Task material:

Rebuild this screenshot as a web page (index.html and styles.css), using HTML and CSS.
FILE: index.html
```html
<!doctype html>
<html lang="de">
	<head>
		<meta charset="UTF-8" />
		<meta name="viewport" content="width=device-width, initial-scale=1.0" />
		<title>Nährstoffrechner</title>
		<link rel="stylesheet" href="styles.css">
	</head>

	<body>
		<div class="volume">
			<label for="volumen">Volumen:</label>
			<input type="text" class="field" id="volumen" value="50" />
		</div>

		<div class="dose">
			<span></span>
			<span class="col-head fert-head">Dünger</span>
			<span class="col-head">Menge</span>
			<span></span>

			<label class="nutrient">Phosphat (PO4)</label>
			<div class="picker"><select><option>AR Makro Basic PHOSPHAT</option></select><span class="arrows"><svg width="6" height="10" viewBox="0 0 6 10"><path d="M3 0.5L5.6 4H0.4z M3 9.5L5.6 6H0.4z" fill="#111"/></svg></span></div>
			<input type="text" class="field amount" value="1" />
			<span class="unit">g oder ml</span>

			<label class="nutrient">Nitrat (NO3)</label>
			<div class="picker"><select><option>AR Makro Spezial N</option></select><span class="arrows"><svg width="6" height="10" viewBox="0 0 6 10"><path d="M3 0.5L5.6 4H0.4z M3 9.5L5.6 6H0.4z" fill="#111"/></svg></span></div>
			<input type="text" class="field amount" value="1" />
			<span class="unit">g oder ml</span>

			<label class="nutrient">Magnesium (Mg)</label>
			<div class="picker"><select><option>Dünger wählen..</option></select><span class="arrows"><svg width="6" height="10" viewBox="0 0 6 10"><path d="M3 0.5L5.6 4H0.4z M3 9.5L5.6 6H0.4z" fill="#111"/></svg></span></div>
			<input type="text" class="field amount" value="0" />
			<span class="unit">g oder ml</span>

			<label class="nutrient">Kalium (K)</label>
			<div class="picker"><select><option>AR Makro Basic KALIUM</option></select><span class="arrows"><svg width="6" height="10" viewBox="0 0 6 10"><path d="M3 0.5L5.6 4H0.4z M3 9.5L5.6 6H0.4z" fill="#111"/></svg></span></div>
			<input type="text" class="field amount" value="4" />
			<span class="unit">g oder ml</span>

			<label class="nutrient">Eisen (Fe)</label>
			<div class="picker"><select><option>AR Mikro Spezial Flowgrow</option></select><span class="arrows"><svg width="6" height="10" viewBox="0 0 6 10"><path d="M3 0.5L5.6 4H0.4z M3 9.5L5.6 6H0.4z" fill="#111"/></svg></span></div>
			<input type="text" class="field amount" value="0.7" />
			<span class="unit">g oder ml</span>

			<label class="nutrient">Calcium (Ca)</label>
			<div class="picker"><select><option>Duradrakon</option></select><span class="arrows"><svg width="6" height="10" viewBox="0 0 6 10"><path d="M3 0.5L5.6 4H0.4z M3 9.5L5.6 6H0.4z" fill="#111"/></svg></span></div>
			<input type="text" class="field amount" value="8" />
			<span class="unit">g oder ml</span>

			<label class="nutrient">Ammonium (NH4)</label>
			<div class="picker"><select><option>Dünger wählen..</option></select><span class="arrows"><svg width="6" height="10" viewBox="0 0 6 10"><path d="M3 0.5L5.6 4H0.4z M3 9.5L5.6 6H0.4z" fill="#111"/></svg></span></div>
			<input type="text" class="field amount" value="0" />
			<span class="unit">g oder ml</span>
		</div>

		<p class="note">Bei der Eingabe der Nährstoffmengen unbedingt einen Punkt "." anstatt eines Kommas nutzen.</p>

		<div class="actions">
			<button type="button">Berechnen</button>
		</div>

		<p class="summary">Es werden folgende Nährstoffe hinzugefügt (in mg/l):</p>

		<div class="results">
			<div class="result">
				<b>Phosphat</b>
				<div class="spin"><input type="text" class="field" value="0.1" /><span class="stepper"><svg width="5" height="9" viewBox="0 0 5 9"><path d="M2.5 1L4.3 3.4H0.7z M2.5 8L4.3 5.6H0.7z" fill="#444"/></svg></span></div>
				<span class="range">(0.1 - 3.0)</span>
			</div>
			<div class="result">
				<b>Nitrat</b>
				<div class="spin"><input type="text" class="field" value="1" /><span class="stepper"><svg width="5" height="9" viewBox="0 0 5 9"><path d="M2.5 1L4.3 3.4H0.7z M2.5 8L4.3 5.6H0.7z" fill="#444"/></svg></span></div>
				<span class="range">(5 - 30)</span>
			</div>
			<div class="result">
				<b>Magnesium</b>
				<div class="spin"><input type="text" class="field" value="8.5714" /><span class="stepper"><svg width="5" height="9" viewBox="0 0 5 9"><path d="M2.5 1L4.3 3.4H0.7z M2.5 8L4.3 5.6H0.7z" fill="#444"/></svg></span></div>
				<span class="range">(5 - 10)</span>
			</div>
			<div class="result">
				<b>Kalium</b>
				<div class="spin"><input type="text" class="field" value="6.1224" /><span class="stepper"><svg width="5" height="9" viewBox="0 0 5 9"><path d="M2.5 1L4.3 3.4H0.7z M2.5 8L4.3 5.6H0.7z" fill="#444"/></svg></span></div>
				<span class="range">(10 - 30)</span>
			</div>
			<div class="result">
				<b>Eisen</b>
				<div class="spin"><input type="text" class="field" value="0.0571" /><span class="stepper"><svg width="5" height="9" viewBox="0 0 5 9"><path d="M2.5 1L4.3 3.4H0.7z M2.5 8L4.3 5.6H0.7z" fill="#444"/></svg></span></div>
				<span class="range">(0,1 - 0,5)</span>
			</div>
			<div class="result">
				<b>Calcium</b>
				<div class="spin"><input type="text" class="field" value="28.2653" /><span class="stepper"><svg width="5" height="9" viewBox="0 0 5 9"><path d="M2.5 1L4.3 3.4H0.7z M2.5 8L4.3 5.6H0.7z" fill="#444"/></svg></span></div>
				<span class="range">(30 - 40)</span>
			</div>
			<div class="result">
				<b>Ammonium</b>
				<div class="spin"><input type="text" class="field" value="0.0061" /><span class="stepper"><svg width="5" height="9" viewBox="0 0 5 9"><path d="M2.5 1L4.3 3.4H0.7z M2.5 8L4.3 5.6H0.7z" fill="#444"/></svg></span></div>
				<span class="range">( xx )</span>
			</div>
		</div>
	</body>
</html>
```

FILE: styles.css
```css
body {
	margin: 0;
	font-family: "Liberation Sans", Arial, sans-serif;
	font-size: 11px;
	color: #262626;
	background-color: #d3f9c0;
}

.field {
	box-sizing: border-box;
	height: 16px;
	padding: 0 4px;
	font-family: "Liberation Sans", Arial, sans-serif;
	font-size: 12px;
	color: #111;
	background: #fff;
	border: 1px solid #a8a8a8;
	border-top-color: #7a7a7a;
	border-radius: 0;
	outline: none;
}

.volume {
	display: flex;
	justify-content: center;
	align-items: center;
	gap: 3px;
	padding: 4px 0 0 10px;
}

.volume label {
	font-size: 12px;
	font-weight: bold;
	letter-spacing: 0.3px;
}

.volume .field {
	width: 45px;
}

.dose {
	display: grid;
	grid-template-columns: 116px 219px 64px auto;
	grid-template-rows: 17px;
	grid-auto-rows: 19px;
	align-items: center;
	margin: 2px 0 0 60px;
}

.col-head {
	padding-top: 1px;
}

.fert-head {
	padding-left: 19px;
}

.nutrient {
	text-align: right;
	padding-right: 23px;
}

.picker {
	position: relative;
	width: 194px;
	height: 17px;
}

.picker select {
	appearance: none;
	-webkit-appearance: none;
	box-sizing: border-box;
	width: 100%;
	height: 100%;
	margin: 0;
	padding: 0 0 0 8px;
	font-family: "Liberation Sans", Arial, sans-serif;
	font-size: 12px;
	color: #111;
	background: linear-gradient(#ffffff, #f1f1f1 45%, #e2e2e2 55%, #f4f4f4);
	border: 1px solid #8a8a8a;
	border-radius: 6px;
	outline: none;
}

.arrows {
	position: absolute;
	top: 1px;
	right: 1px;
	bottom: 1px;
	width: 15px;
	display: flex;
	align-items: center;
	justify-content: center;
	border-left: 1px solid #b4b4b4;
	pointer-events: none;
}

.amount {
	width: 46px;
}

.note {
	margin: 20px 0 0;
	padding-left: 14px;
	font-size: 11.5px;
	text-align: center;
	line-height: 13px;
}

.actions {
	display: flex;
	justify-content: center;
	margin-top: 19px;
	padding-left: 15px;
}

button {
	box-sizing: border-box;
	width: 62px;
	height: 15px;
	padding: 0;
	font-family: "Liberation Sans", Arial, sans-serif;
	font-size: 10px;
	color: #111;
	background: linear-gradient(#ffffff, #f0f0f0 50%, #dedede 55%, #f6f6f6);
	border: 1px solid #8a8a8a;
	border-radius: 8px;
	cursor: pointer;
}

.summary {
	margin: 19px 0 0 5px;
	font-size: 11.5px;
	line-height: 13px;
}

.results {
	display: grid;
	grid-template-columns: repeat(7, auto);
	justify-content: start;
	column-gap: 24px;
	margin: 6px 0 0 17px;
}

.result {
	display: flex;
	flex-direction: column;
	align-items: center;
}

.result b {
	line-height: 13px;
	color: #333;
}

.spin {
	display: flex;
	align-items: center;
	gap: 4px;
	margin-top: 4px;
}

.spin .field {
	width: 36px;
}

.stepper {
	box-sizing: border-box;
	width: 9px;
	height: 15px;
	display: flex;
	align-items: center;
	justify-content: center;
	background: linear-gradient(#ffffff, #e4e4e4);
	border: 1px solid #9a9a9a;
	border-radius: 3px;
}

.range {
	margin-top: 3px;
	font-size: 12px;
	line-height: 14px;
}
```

* * *

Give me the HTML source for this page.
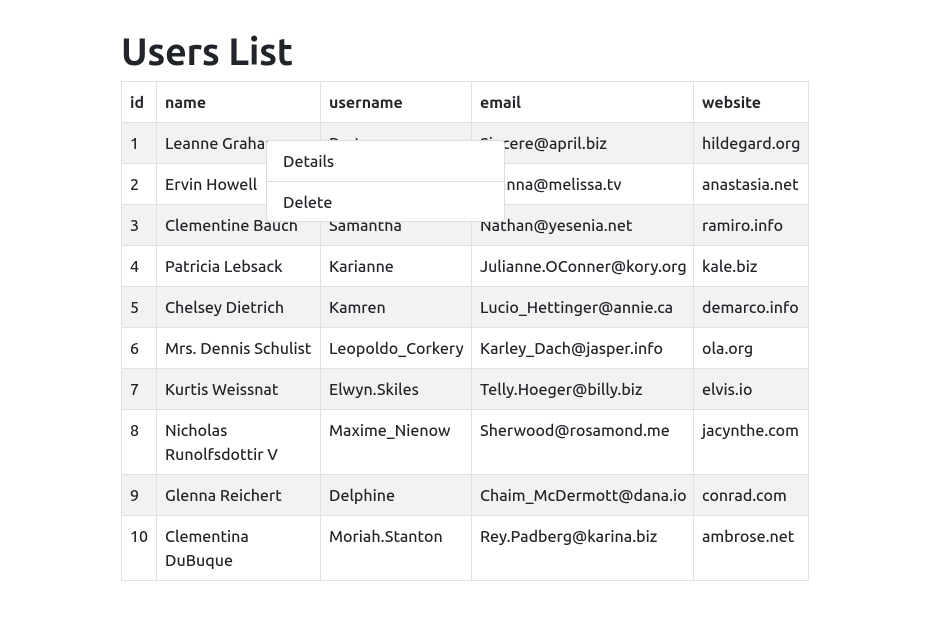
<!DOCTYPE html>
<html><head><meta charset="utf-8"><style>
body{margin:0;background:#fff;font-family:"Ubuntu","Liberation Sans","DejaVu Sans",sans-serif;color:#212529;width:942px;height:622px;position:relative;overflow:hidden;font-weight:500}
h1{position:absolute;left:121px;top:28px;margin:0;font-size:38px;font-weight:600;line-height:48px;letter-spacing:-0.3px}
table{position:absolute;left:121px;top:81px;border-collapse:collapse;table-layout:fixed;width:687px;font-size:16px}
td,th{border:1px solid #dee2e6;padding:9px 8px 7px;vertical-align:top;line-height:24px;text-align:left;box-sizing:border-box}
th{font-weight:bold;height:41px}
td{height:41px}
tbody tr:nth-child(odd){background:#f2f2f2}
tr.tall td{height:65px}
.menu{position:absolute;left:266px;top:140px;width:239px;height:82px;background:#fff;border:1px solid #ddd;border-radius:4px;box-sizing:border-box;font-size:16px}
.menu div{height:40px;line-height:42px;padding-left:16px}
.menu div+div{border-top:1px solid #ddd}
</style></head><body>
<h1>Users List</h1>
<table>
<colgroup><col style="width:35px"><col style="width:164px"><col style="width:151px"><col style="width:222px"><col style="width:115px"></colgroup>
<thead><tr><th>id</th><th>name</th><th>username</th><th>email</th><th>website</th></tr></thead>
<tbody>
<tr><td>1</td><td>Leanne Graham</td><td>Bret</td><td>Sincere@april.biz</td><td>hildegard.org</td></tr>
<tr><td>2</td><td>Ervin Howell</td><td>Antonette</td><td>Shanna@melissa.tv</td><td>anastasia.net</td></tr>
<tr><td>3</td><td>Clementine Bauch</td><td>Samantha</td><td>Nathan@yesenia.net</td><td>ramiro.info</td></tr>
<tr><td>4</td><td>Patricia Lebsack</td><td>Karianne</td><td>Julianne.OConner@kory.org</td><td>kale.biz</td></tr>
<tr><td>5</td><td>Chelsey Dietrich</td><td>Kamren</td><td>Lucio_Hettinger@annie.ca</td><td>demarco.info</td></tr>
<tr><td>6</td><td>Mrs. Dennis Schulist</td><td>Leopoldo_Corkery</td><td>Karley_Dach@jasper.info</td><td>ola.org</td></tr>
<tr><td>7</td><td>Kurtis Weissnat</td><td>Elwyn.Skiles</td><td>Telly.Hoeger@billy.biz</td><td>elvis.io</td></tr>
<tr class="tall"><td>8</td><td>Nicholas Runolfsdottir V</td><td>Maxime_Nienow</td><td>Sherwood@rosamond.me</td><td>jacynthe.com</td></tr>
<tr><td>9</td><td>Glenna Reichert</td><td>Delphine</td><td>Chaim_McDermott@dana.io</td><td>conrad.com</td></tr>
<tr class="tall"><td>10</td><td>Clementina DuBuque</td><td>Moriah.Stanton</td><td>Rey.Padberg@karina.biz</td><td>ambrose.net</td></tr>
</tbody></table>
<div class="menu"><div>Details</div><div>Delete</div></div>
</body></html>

==

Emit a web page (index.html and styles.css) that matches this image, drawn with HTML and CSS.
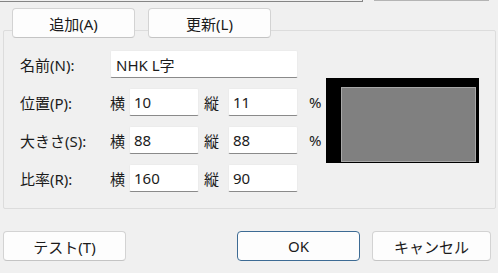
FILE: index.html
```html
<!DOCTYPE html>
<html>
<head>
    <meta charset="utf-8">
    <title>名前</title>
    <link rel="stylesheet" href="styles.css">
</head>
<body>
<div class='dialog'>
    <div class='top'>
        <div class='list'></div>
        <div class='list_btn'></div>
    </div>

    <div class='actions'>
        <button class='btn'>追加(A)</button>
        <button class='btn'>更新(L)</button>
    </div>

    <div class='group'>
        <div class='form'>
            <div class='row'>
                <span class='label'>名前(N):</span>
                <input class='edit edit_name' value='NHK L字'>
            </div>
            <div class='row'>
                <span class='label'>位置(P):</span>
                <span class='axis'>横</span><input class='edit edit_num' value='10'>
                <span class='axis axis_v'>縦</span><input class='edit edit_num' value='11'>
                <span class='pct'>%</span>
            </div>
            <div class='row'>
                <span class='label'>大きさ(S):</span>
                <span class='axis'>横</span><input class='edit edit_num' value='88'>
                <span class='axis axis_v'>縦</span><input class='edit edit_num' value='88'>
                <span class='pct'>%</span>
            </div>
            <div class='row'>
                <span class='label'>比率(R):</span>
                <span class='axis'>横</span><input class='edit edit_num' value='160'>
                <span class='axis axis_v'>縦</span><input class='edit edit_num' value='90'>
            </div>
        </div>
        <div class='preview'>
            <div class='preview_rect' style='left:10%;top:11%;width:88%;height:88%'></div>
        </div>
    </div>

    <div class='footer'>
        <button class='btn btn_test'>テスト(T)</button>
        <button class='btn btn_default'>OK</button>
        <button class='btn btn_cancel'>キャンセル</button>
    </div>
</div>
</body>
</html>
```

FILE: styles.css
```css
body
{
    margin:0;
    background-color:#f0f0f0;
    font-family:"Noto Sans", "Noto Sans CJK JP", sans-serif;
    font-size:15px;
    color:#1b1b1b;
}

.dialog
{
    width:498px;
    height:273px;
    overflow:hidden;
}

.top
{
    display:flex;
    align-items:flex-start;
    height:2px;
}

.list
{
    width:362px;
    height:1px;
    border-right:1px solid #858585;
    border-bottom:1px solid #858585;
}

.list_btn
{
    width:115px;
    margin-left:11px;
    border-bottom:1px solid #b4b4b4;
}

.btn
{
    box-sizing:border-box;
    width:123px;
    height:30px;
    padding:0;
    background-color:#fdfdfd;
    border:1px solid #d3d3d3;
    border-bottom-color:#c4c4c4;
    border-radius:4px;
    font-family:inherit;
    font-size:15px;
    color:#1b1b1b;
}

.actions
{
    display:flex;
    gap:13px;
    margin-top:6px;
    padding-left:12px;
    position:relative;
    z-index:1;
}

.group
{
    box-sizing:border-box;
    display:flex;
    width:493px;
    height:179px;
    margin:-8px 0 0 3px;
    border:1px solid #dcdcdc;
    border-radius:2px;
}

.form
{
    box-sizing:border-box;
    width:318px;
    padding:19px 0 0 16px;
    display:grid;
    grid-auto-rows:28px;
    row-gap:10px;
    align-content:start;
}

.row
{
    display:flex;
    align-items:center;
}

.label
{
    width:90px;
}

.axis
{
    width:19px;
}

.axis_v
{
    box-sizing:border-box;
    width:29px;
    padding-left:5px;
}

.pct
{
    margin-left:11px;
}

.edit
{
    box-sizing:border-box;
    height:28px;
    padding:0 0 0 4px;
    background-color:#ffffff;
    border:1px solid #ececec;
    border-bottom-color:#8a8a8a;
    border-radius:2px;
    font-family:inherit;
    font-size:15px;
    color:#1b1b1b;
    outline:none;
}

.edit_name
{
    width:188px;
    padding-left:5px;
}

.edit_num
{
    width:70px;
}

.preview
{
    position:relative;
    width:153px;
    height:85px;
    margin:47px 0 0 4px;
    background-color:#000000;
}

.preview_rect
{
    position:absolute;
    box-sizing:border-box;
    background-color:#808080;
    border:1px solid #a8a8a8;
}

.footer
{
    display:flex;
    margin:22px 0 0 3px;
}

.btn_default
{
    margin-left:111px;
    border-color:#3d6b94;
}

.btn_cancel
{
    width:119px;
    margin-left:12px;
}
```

Do this:
Go through the entries and return each line where the word "page" appears.

Full answer:
Rebuild this screenshot as a web page (index.html and styles.css), using HTML and CSS.
Give me the HTML source for this page.
Emit a web page (index.html and styles.css) that matches this image, drawn with HTML and CSS.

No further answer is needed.